You know, I don’t think so. We had a conversation and it sort of went nowhere, and then it was a little bit later on that we actually met. And over the years we’d run into each other. He was working at CBS News and I was traveling overseas a lot. So it took awhile before we were living in the same city, and then we’ve just become very close in the last five or 10 years. We travel together, we hang out together, and that’s something fun for people to see onstage — that chemistry we have when the cameras aren’t rolling.

Was the fact that your mother is Gloria Vanderbilt more of an obstacle or a boon at the start of your career?

I don’t think it was a boon, because I never really told anybody. I didn’t really want anybody to know, the same way I didn’t talk about my personal life. I really wanted to just be known for the work I was doing. And for the first couple of years, I never mentioned her anywhere, and it wasn’t anything anyone ever mentioned to me. I basically struggled to get a job in news. I couldn’t get hired at the networks because there were hiring freezes going on. So I had to make a fake press pass and go overseas, and go to wars by myself. And that’s how I got a job. So I wouldn’t have minded some help, but there really wasn’t much help to be had. When did your hair turn silver, and were you blond as a child?
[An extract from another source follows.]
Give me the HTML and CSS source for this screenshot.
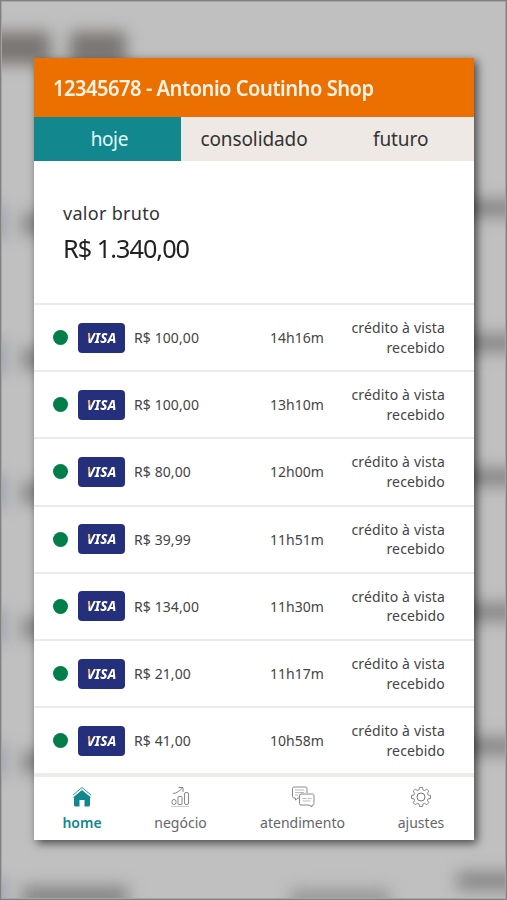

[Laughs] I had brown hair as a kid, and I started going gray when I was about 21. And it started with a spot of silver right in the front, and I thought maybe I’d been hit in the head with a hockey puck or something. And then it just started spreading throughout my early 20s, and by the time I was 27, I was salt-and-pepper, and now it’s basically all salt, which is really depressing. I still think in my mind that there’s some pepper there, but sadly it’s not to be. In my mind, I still think I have brown hair, so every time I look in the mirror, I’m like, “Who’s this old man looking back at me?”